Acredito que o leitor (a) já presenciou algumas situações em que praticamente quase todos os presentes em uma festa, encontro familiar ou nas reuniões no trabalho estão com o aparelho de celular na mão tirando fotos ou fazendo vídeos e selfies na maioria do tempo. Toda a “intensidade” do momento é compartilhada em tempo real nas redes sociais. Aparentemente, somos uma sociedade que vive o que o poeta romano Horácio disse no século I d. C: “Aproveite o dia, confie o mínimo possível no amanhã”. Isso ficou famoso na fórmula “carpe diem”. Entretanto, é justamente o contrário que ocorre, pois com o desejo ávido de alimentar nossas redes sociais estamos cada vez mais desnutridos de experiências que elevem o espírito humano.

O “mundo líquido” de que fala Bauman pode ser muito bem representado nos stories que postamos em nossas redes. Esses posts duram apenas 24 horas, então após esse tempo precisamos postar outro acontecimento para preencher o vazio que ficou. Registros que se perdem pelo excesso, pois, em algum momento, o espaço na memória do celular acabará e será preciso excluir alguns arquivos.

Será que tão rápido quanto os stories tem sido nossas experiências? Será que habita em nossa alma o mesmo vazio que desaparece como nos stories? Pesquisas apontam que a aparente “felicidade” tão compartilhada nas redes tem gerado uma sociedade infeliz, pois quanto mais vemos as postagens de pessoas felizes, mais comparamos e nos tornamos insatisfeitos com nossa própria vida e esquecemos que somos únicos e não cópias.
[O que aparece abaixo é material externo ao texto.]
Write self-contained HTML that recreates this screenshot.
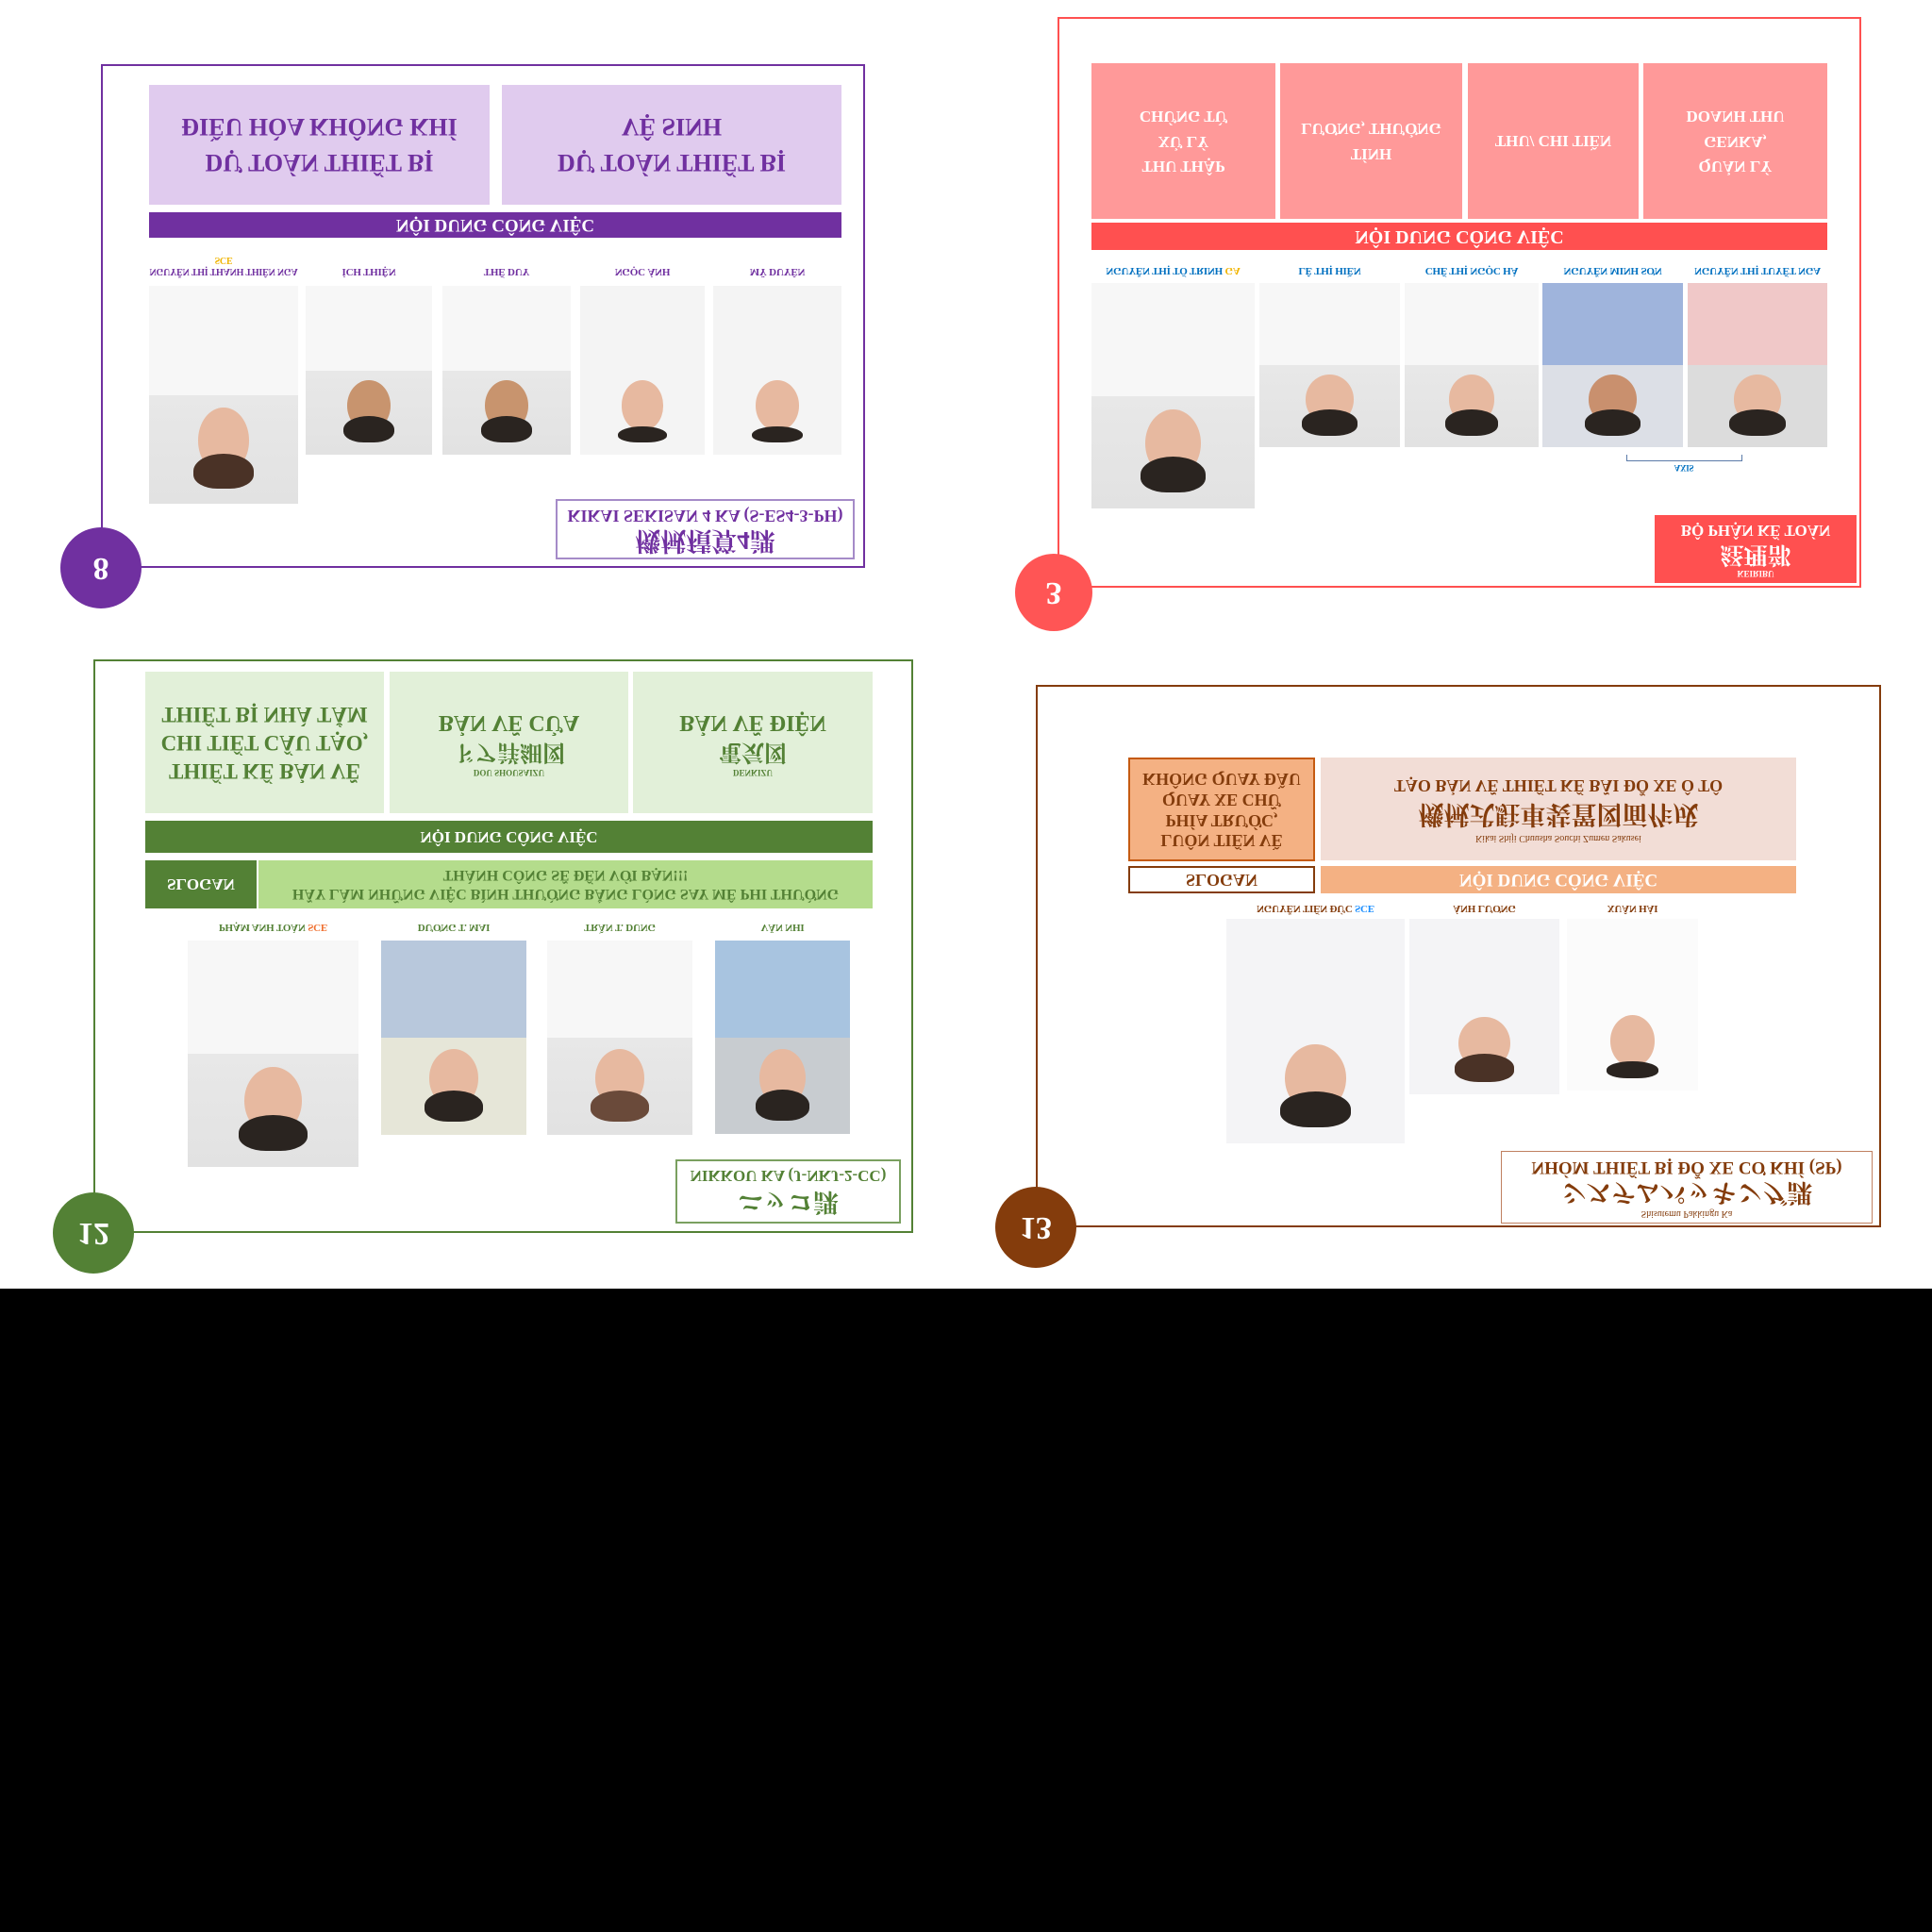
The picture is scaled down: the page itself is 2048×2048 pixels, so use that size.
<!DOCTYPE html>
<html><head><meta charset="utf-8"><style>
*{margin:0;padding:0;box-sizing:border-box}
body{width:2048px;height:2048px;background:#000;position:relative;overflow:hidden;font-family:"Liberation Serif","Noto Serif CJK SC",serif;font-weight:bold}
#top{position:absolute;left:0;top:0;width:2048px;height:1366px;background:#fff}
.a{position:absolute}
.bx{position:absolute;display:flex;flex-direction:column;align-items:center;justify-content:center;text-align:center;transform:scaleY(-1);line-height:1.25;white-space:nowrap}
.circ{position:absolute;border-radius:50%;color:#fff;display:flex;align-items:center;justify-content:center;font-size:34px;transform:scaleY(-1)}
.nm{position:absolute;font-size:11px;text-align:center;transform:scaleY(-1);white-space:nowrap;letter-spacing:-0.2px}
.ph{position:absolute;background:linear-gradient(#eeeeee,#e2e2e2);overflow:hidden}
.ph .sk{position:absolute;left:33%;width:34%;bottom:14%;height:30%;background:#e7b9a0;border-radius:50%}
.ph .hr{position:absolute;left:30%;width:40%;bottom:7%;height:16%;background:#2a2420;border-radius:50% 50% 40% 40%}
.ph .sh{position:absolute;left:0;right:0;top:0;height:50%;background:#f7f7f7}
</style></head><body>
<div id="top">

<!-- Panel 8 purple -->
<div class="a" style="left:107px;top:68px;width:810px;height:534px;border:2px solid #7030a0"></div>
<div class="circ" style="left:64px;top:559px;width:86px;height:86px;background:#7030a0">8</div>
<div class="bx" style="left:158px;top:90px;width:361px;height:127px;background:#e0cbee;color:#7030a0;font-size:26px;line-height:1.45"><div>DỰ TOÁN THIẾT BỊ</div><div>ĐIỀU HÒA KHÔNG KHÍ</div></div>
<div class="bx" style="left:532px;top:90px;width:360px;height:127px;background:#e0cbee;color:#7030a0;font-size:26px;line-height:1.45"><div>DỰ TOÁN THIẾT BỊ</div><div>VỆ SINH</div></div>
<div class="bx" style="left:158px;top:225px;width:734px;height:27px;background:#7030a0;color:#fff;font-size:19px">NỘI DUNG CÔNG VIỆC</div>
<div class="nm" style="left:150px;top:282px;width:174px;color:#7030a0;font-size:10px">NGUYỄN THỊ THANH THIÊN NGA</div>
<div class="nm" style="left:158px;top:270px;width:158px;color:#f0b400;font-size:10px">SCE</div>
<div class="nm" style="left:324px;top:282px;width:134px;color:#7030a0">ÍCH THIỆN</div>
<div class="nm" style="left:469px;top:282px;width:136px;color:#7030a0">THẾ DUY</div>
<div class="nm" style="left:615px;top:282px;width:132px;color:#7030a0">NGỌC ÁNH</div>
<div class="nm" style="left:756px;top:282px;width:136px;color:#7030a0">MỸ DUYÊN</div>
<div class="ph" style="left:158px;top:303px;width:158px;height:231px"><div class="sh"></div><div class="sk"></div><div class="hr" style="background:#4a3226"></div></div>
<div class="ph" style="left:324px;top:303px;width:134px;height:179px"><div class="sh"></div><div class="sk" style="background:#c8946e"></div><div class="hr"></div></div>
<div class="ph" style="left:469px;top:303px;width:136px;height:179px"><div class="sh"></div><div class="sk" style="background:#c8946e"></div><div class="hr"></div></div>
<div class="ph" style="left:615px;top:303px;width:132px;height:179px;background:#f4f4f4"><div class="sk"></div><div class="hr" style="height:10%"></div></div>
<div class="ph" style="left:756px;top:303px;width:136px;height:179px;background:#f4f4f4"><div class="sk"></div><div class="hr" style="height:10%"></div></div>
<div class="bx" style="left:589px;top:529px;width:317px;height:64px;border:2px solid #a58bc8;color:#7030a0;font-size:18px;line-height:1.2"><div style="font-size:27px;line-height:1.1">機械積算4課</div><div>KIKAI SEKISAN 4 KA (S-ES4-3-PH)</div></div>

<!-- Panel 3 red -->
<div class="a" style="left:1121px;top:18px;width:852px;height:605px;border:2px solid #ff5050"></div>
<div class="circ" style="left:1076px;top:587px;width:82px;height:82px;background:#ff5555">3</div>
<div class="bx" style="left:1157px;top:67px;width:195px;height:165px;background:#ff9999;color:#fff;font-size:17px;line-height:1.55"><div>THU THẬP</div><div>XỬ LÝ</div><div>CHỨNG TỪ</div></div>
<div class="bx" style="left:1357px;top:67px;width:193px;height:165px;background:#ff9999;color:#fff;font-size:17px;line-height:1.55"><div>TÍNH</div><div>LƯƠNG, THƯỞNG</div></div>
<div class="bx" style="left:1556px;top:67px;width:181px;height:165px;background:#ff9999;color:#fff;font-size:17px">THU/ CHI TIỀN</div>
<div class="bx" style="left:1742px;top:67px;width:195px;height:165px;background:#ff9999;color:#fff;font-size:17px;line-height:1.55"><div>QUẢN LÝ</div><div>GENKA,</div><div>DOANH THU</div></div>
<div class="bx" style="left:1157px;top:236px;width:780px;height:29px;background:#ff5050;color:#fff;font-size:20px">NỘI DUNG CÔNG VIỆC</div>
<div class="nm" style="left:1157px;top:281px;width:173px;color:#0070c0">NGUYỄN THỊ TỐ TRINH <span style="color:#f0b400">GA</span></div>
<div class="nm" style="left:1335px;top:281px;width:149px;color:#0070c0">LÊ THỊ HIỀN</div>
<div class="nm" style="left:1489px;top:281px;width:142px;color:#0070c0">CHẾ THỊ NGỌC HÀ</div>
<div class="nm" style="left:1635px;top:281px;width:149px;color:#0070c0">NGUYỄN MINH SƠN</div>
<div class="nm" style="left:1789px;top:281px;width:148px;color:#0070c0">NGUYỄN THỊ TUYẾT NGA</div>
<div class="ph" style="left:1157px;top:300px;width:173px;height:239px"><div class="sh"></div><div class="sk"></div><div class="hr"></div></div>
<div class="ph" style="left:1335px;top:300px;width:149px;height:174px"><div class="sh"></div><div class="sk"></div><div class="hr"></div></div>
<div class="ph" style="left:1489px;top:300px;width:142px;height:174px"><div class="sh"></div><div class="sk"></div><div class="hr"></div></div>
<div class="ph" style="left:1635px;top:300px;width:149px;height:174px;background:#dcdfe6"><div class="sh" style="background:#9fb4dc"></div><div class="sk" style="background:#c9906e"></div><div class="hr"></div></div>
<div class="ph" style="left:1789px;top:300px;width:148px;height:174px;background:#dcdcdc"><div class="sh" style="background:#f0c8c8"></div><div class="sk"></div><div class="hr"></div></div>
<div class="a" style="left:1724px;top:482px;width:123px;height:7px;border:1px solid #5a7aa8;border-top:none"></div>
<div class="nm" style="left:1755px;top:491px;width:60px;color:#0070c0;font-size:9px">AXIS</div>
<div class="bx" style="left:1754px;top:546px;width:214px;height:72px;background:#ff5050;color:#fff;font-size:17px;line-height:1.2"><div style="font-size:9px">KEIRIBU</div><div style="font-size:25px">経理部</div><div>BỘ PHẬN KẾ TOÁN</div></div>

<!-- Panel 12 green -->
<div class="a" style="left:99px;top:699px;width:869px;height:608px;border:2px solid #538135"></div>
<div class="circ" style="left:56px;top:1264px;width:86px;height:86px;background:#538135">12</div>
<div class="bx" style="left:154px;top:712px;width:253px;height:150px;background:#e2f0d9;color:#538135;font-size:23px;line-height:1.3"><div>THIẾT KẾ BẢN VẼ</div><div>CHI TIẾT CẤU TẠO,</div><div>THIẾT BỊ NHÀ TẮM</div></div>
<div class="bx" style="left:413px;top:712px;width:253px;height:150px;background:#e2f0d9;color:#538135;font-size:24px;line-height:1.3"><div style="font-size:9px">DOU SHOUSAIZU</div><div>ドア詳細図</div><div>BẢN VẼ CỬA</div></div>
<div class="bx" style="left:671px;top:712px;width:254px;height:150px;background:#e2f0d9;color:#538135;font-size:24px;line-height:1.3"><div style="font-size:9px">DENKIZU</div><div>電気図</div><div>BẢN VẼ ĐIỆN</div></div>
<div class="bx" style="left:154px;top:870px;width:771px;height:34px;background:#538135;color:#fff;font-size:17px">NỘI DUNG CÔNG VIỆC</div>
<div class="bx" style="left:154px;top:912px;width:118px;height:51px;background:#538135;color:#fff;font-size:17px">SLOGAN</div>
<div class="bx" style="left:274px;top:912px;width:651px;height:51px;background:#b4dc8c;color:#538135;font-size:16px;line-height:1.2"><div>HÃY LÀM NHỮNG VIỆC BÌNH THƯỜNG BẰNG LÒNG SAY MÊ PHI THƯỜNG</div><div>THÀNH CÔNG SẼ ĐẾN VỚI BẠN!!!</div></div>
<div class="nm" style="left:199px;top:977px;width:181px;color:#538135">PHẠM ANH TOÀN <span style="color:#f07030">SCE</span></div>
<div class="nm" style="left:404px;top:977px;width:154px;color:#538135">DƯƠNG T. MAI</div>
<div class="nm" style="left:580px;top:977px;width:154px;color:#538135">TRẦN T. DUNG</div>
<div class="nm" style="left:758px;top:977px;width:143px;color:#538135">VĂN NHI</div>
<div class="ph" style="left:199px;top:997px;width:181px;height:240px"><div class="sh"></div><div class="sk"></div><div class="hr"></div></div>
<div class="ph" style="left:404px;top:997px;width:154px;height:206px;background:#e6e6d8"><div class="sh" style="background:#b8c8dc"></div><div class="sk"></div><div class="hr"></div></div>
<div class="ph" style="left:580px;top:997px;width:154px;height:206px"><div class="sh"></div><div class="sk"></div><div class="hr" style="background:#6a4a3a"></div></div>
<div class="ph" style="left:758px;top:997px;width:143px;height:205px;background:#c8ccd0"><div class="sh" style="background:#a8c4e0"></div><div class="sk"></div><div class="hr"></div></div>
<div class="bx" style="left:716px;top:1229px;width:239px;height:68px;border:2px solid #7aa060;color:#538135;font-size:17px;line-height:1.25"><div style="font-size:27px">ニッコ課</div><div>NIKKOU KA (J-NKJ-2-CC)</div></div>

<!-- Panel 13 brown -->
<div class="a" style="left:1098px;top:726px;width:896px;height:575px;border:2px solid #843c0c"></div>
<div class="circ" style="left:1055px;top:1258px;width:86px;height:86px;background:#843c0c">13</div>
<div class="bx" style="left:1196px;top:803px;width:198px;height:110px;background:#f4b183;border:2px solid #c55a11;color:#843c0c;font-size:18px;line-height:1.2"><div>LUÔN TIẾN VỀ</div><div>PHÍA TRƯỚC,</div><div>QUAY XE CHỮ</div><div>KHÔNG QUAY ĐẦU</div></div>
<div class="bx" style="left:1400px;top:803px;width:504px;height:109px;background:#f2ddd6;color:#843c0c;font-size:18px;line-height:1.35"><div style="font-size:10px;font-weight:normal">Kikai Shiji Chuusha Souchi Zumen Sakusei</div><div style="font-size:27px">機械式駐車装置図面作成</div><div>TẠO BẢN VẼ THIẾT KẾ BÃI ĐỖ XE Ô TÔ</div></div>
<div class="bx" style="left:1196px;top:918px;width:198px;height:29px;background:#fff;border:2px solid #843c0c;color:#843c0c;font-size:18px">SLOGAN</div>
<div class="bx" style="left:1400px;top:918px;width:504px;height:29px;background:#f4b183;color:#fff;font-size:19px">NỘI DUNG CÔNG VIỆC</div>
<div class="nm" style="left:1300px;top:957px;width:189px;color:#843c0c">NGUYỄN TIẾN ĐỨC <span style="color:#1e90ff">SCE</span></div>
<div class="nm" style="left:1494px;top:957px;width:159px;color:#843c0c">ÁNH LƯƠNG</div>
<div class="nm" style="left:1661px;top:957px;width:139px;color:#843c0c">XUÂN HẢI</div>
<div class="ph" style="left:1300px;top:974px;width:189px;height:238px;background:#f4f4f6"><div class="sk"></div><div class="hr"></div></div>
<div class="ph" style="left:1494px;top:974px;width:159px;height:186px;background:#f4f4f6"><div class="sk"></div><div class="hr" style="background:#4a3226"></div></div>
<div class="ph" style="left:1661px;top:974px;width:139px;height:182px;background:#fbfbfb"><div class="sk"></div><div class="hr" style="height:10%"></div></div>
<div class="bx" style="left:1591px;top:1220px;width:394px;height:77px;border:1px solid #c08060;color:#843c0c;font-size:19px;line-height:1.2"><div style="font-size:10px;font-weight:normal">Shisutemu Pakkingu Ka</div><div style="font-size:27px">システムパッキング課</div><div>NHÓM THIẾT BỊ ĐỖ XE CƠ KHÍ (SP)</div></div>

</div>
</body></html>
Precisamos sair do individualismo e enxergar o nosso próximo

Na mitologia grega, temos o conhecido mito de Narciso que nos ajuda compreender melhor esse tema. De acordo com a história, Narciso era um jovem muito bonito e vaidoso que se apaixonou pela própria imagem refletida em uma fonte de água e que se afogou admirado por si mesmo. Trazendo essa narrativa para nossos dias, Narciso nos ensina que a vaidade exagerada nos conduz à falta de empatia pelo semelhante, por isso Narciso simboliza o excesso de amor-próprio incapaz de se abrir para o próximo. Não seria apenas coincidência usarmos o termo “tirar uma selfie”, afinal, a primeira pessoa da foto sempre somos nós e o outro fica em segundo plano.

Esses dias li uma frase que reflete o que estou tentando dizer ao querido leitor: “Foi tão bom. Tão bonito. Tão completo, que a gente não fotografou, não localizou e nem postou, apenas viveu.” (Lu Correia). Ou seja, pensando em recordações, estamos esquecendo de viver o presente. O estimado leitor pode se perguntar como podemos superar esse modelo de vida. Mas não se assuste, querido leitor (a), pois eu e provavelmente sete bilhões de pessoas também sofrem com muitos desses problemas de uma época em que não sabemos o que estamos fazendo de nós mesmos e, talvez por isso, exibimos uma vida que gostaríamos que fosse real ao menos nas redes sociais.